== SUPPLIED DATA ==
--- Start ---

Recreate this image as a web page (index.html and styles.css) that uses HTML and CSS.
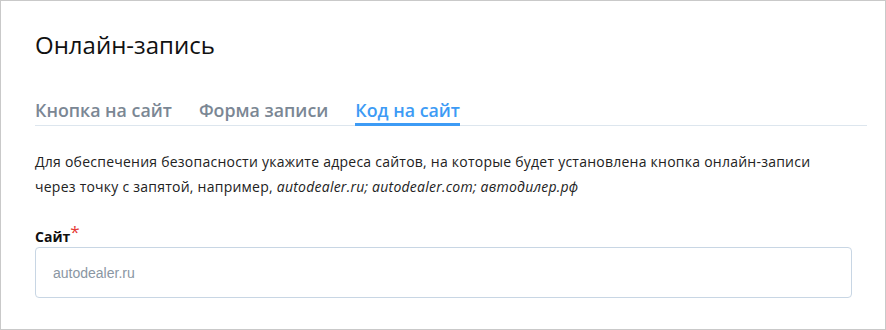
FILE: index.html
```html
<!DOCTYPE html>
<html lang="ru">
<head>
  <meta charset="UTF-8">
  <meta name="viewport" content="width=device-width, initial-scale=1">
  <title>Онлайн-запись</title>
  <link rel="stylesheet" href="styles.css">
</head>
<body>

  <div class="card">
    <h1 class="title">Онлайн-запись</h1>

    <div class="tabs">
      <div class="tab">Кнопка на сайт</div>
      <div class="tab">Форма записи</div>
      <div class="tab active">Код на сайт</div>
    </div>

    <p class="hint">
      Для обеспечения безопасности укажите адреса сайтов, на которые будет установлена кнопка онлайн-записи
      через точку с запятой, например, <i>autodealer.ru; autodealer.com; автодилер.рф</i>
    </p>

    <label class="label" for="site">Сайт<span class="req">*</span></label>
    <input class="input" id="site" type="text" placeholder="autodealer.ru">
  </div>

</body>
</html>
```

FILE: styles.css
```css
body {
  margin: 0;
  font-family: 'Open Sans', sans-serif;
  background: #ffffff;
  color: #1a1a1a;
}
.card {
  box-sizing: border-box;
  width: 886px;
  height: 330px;
  border: 1px solid #c9c9c9;
  padding: 0 18px 0 34px;
}
.title {
  margin: 27px 0 0;
  font-size: 24px;
  font-weight: 400;
  line-height: 34px;
  color: #111;
}
.tabs {
  display: flex;
  gap: 27px;
  margin-top: 36px;
  border-bottom: 1px solid #dde6ee;
}
.tab {
  font-size: 17.8px;
  font-weight: 600;
  color: #7b8794;
  line-height: 24px;
  padding-bottom: 1px;
  margin-bottom: -1px;
  border-bottom: 3px solid transparent;
}
.tab.active {
  color: #3d9bf5;
  border-bottom-color: #3d9bf5;
}
.hint {
  max-width: 800px;
  margin: 23px 0 0;
  font-size: 14px;
  line-height: 25px;
  letter-spacing: 0.24px;
  color: #222;
}
.label {
  display: block;
  margin-top: 29px;
  font-size: 14px;
  font-weight: 700;
  line-height: 18px;
  color: #111;
}
.req {
  color: #e53935;
  font-weight: 400;
  font-size: 17px;
  line-height: 10px;
  vertical-align: top;
  position: relative;
  top: -1px;
}
.input {
  box-sizing: border-box;
  display: block;
  width: 817px;
  height: 51px;
  margin-top: 1px;
  padding: 0 17px;
  border: 1px solid #c8d6e4;
  border-radius: 4px;
  font-family: 'Liberation Sans', sans-serif;
  font-size: 14px;
  color: #222;
}
.input::placeholder {
  color: #8a96a3;
}
```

--- End ---

== DIRECTION ==
Print out the whole of the material word for word, without pictures.

== CORRECT RESPONSE ==
Recreate this image as a web page (index.html and styles.css) that uses HTML and CSS.
FILE: index.html
```html
<!DOCTYPE html>
<html lang="ru">
<head>
  <meta charset="UTF-8">
  <meta name="viewport" content="width=device-width, initial-scale=1">
  <title>Онлайн-запись</title>
  <link rel="stylesheet" href="styles.css">
</head>
<body>

  <div class="card">
    <h1 class="title">Онлайн-запись</h1>

    <div class="tabs">
      <div class="tab">Кнопка на сайт</div>
      <div class="tab">Форма записи</div>
      <div class="tab active">Код на сайт</div>
    </div>

    <p class="hint">
      Для обеспечения безопасности укажите адреса сайтов, на которые будет установлена кнопка онлайн-записи
      через точку с запятой, например, <i>autodealer.ru; autodealer.com; автодилер.рф</i>
    </p>

    <label class="label" for="site">Сайт<span class="req">*</span></label>
    <input class="input" id="site" type="text" placeholder="autodealer.ru">
  </div>

</body>
</html>
```

FILE: styles.css
```css
body {
  margin: 0;
  font-family: 'Open Sans', sans-serif;
  background: #ffffff;
  color: #1a1a1a;
}
.card {
  box-sizing: border-box;
  width: 886px;
  height: 330px;
  border: 1px solid #c9c9c9;
  padding: 0 18px 0 34px;
}
.title {
  margin: 27px 0 0;
  font-size: 24px;
  font-weight: 400;
  line-height: 34px;
  color: #111;
}
.tabs {
  display: flex;
  gap: 27px;
  margin-top: 36px;
  border-bottom: 1px solid #dde6ee;
}
.tab {
  font-size: 17.8px;
  font-weight: 600;
  color: #7b8794;
  line-height: 24px;
  padding-bottom: 1px;
  margin-bottom: -1px;
  border-bottom: 3px solid transparent;
}
.tab.active {
  color: #3d9bf5;
  border-bottom-color: #3d9bf5;
}
.hint {
  max-width: 800px;
  margin: 23px 0 0;
  font-size: 14px;
  line-height: 25px;
  letter-spacing: 0.24px;
  color: #222;
}
.label {
  display: block;
  margin-top: 29px;
  font-size: 14px;
  font-weight: 700;
  line-height: 18px;
  color: #111;
}
.req {
  color: #e53935;
  font-weight: 400;
  font-size: 17px;
  line-height: 10px;
  vertical-align: top;
  position: relative;
  top: -1px;
}
.input {
  box-sizing: border-box;
  display: block;
  width: 817px;
  height: 51px;
  margin-top: 1px;
  padding: 0 17px;
  border: 1px solid #c8d6e4;
  border-radius: 4px;
  font-family: 'Liberation Sans', sans-serif;
  font-size: 14px;
  color: #222;
}
.input::placeholder {
  color: #8a96a3;
}
```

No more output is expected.